There is a lot of interest in our work, we are being invited to speak at the major display technology conferences and we have executive level access at Tier 1 display manufacturers as well as the Tier 1 consumer electronics OEMs. But anything new and different from the status quo is understandably met with skepticism from industry. We are still spending quite a bit of time educating Chinese and Korean players about the mechanisms of AMeTFT. What we are saying about capacitance and field strength is new to the display industry, so we need to keep repeating our story and showing the results so that people begin to believe. We think our message is beginning to get across - evidenced by LG’s selection of Amorphyx for collaboraion in their NOVA Innovation program, announced at CES2023.
Q: So where does Amorphyx go from here?
A: Well we are beginning to work fairly soon with the LG Group, which will be announced at CES 2023, and from there we are pushing on the door of China to look at adopting our technology. We are starting on a relationship with one of the world’s top device physics research universities, so that we can get really high academic rigour in device physics theory to underpin our work. And this is on top of our relationships with Arizona State and Zhejiang university in China.
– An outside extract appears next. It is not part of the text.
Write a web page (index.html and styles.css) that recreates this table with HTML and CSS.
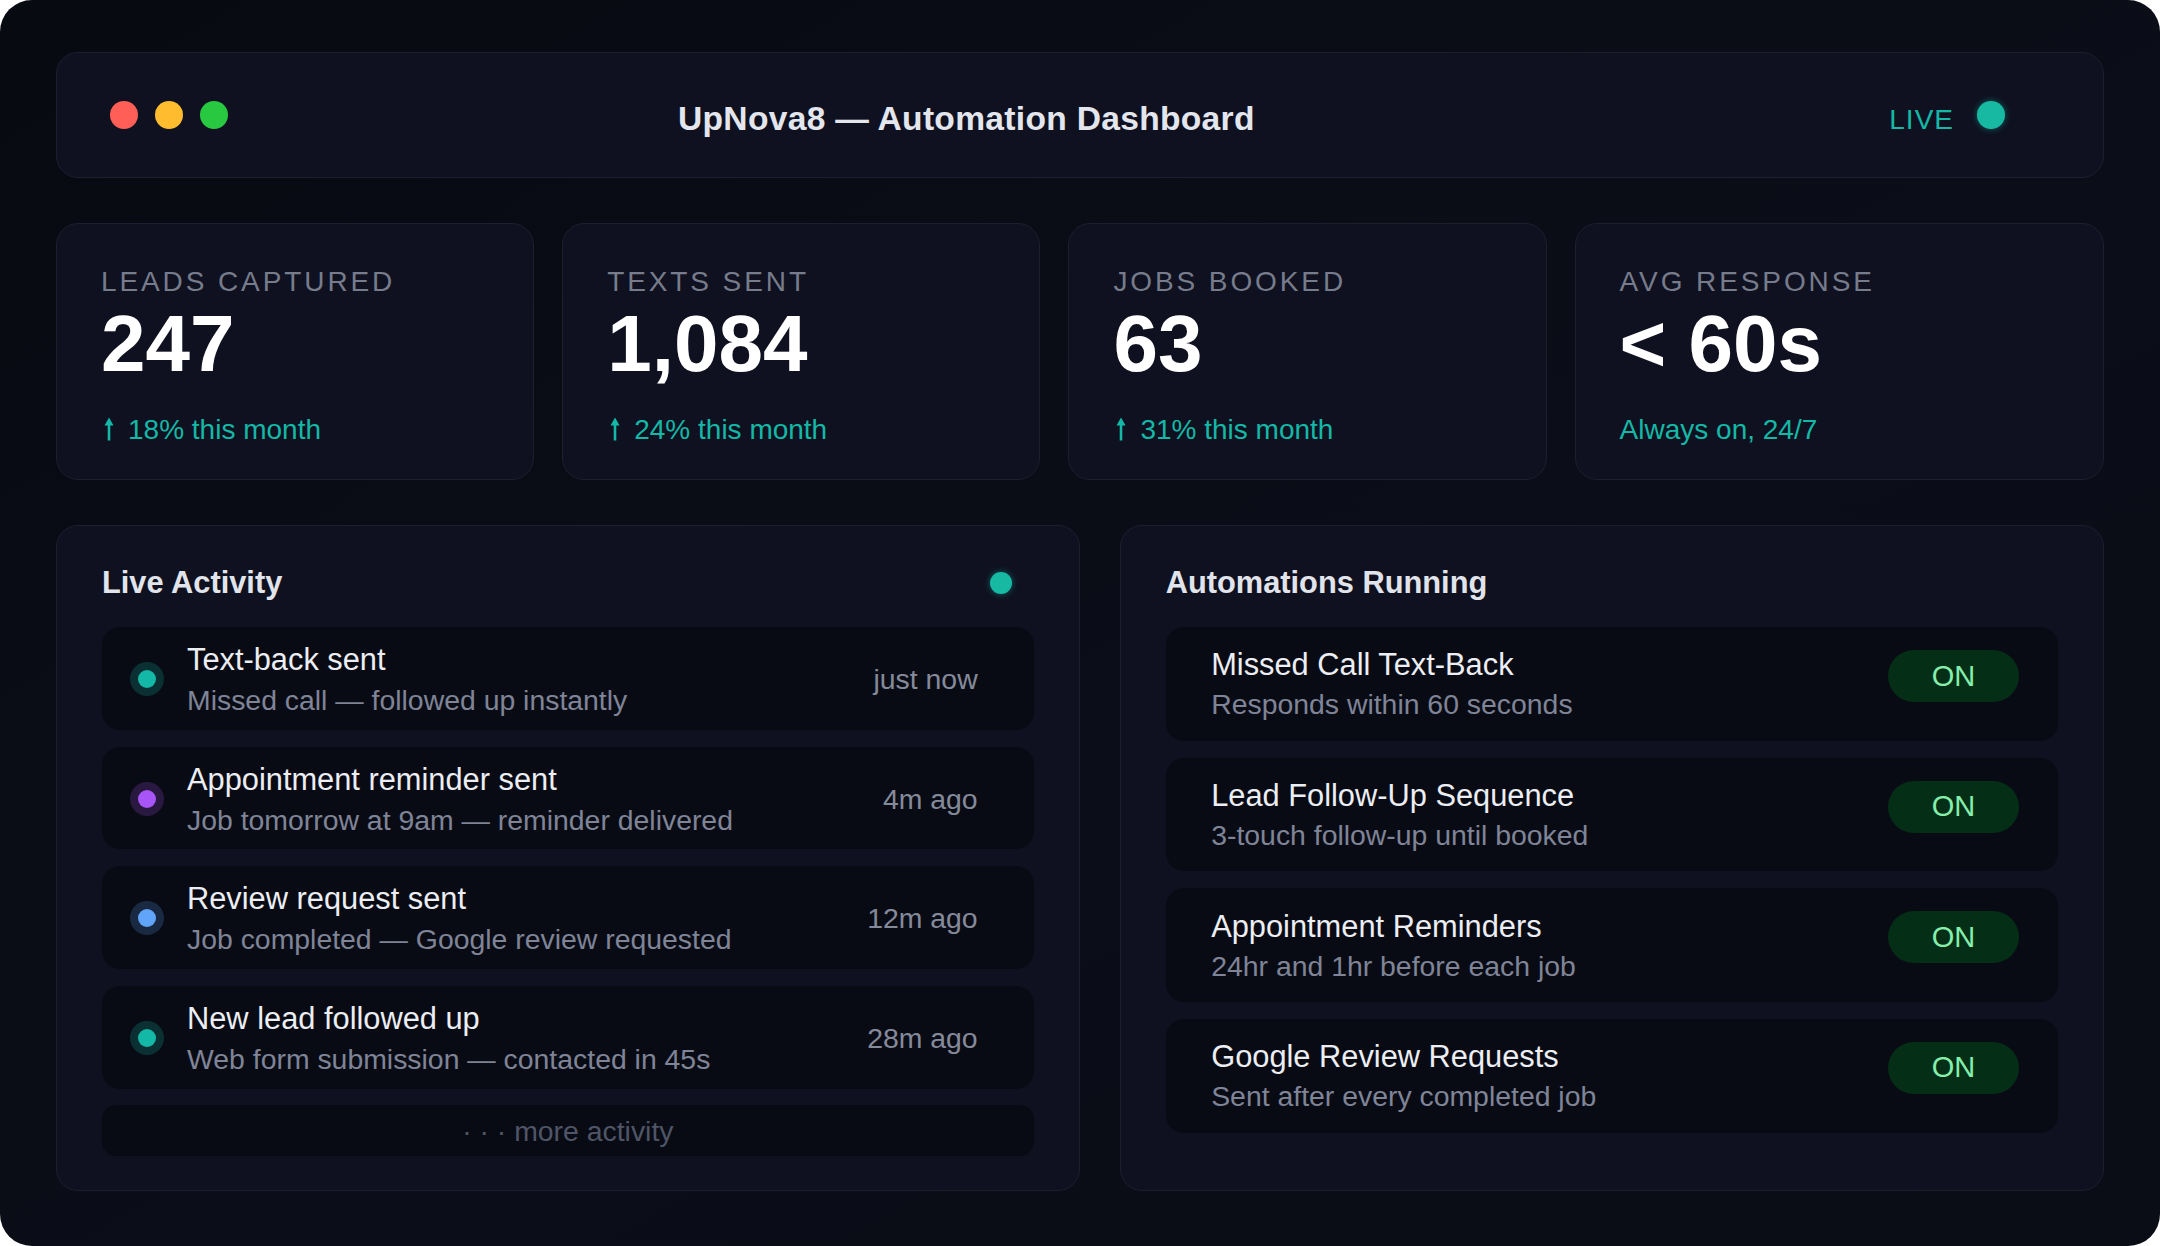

Our IGZO AMeTFT is beginning to get into the leadership pack of processes world-wide (along with Sharp and LGD), and remember we are working on university grade equipment. We expect an improvement on moving to mass production fabs. With all the investment now being planned for Gen 8 FMM OLED fabs (and SDC will be the first), we think the time is right for a re-evaluation of what can be achieved with high performance IGZO. Our 2T1C circuit is ripe to be a strategic replacement for more compensated circuits at the high end of the Smartphone market. In the market right now, the capacity for IGZO fabs is increasing so that it is beginning to clip on the heels of LTPS area. These are exciting times!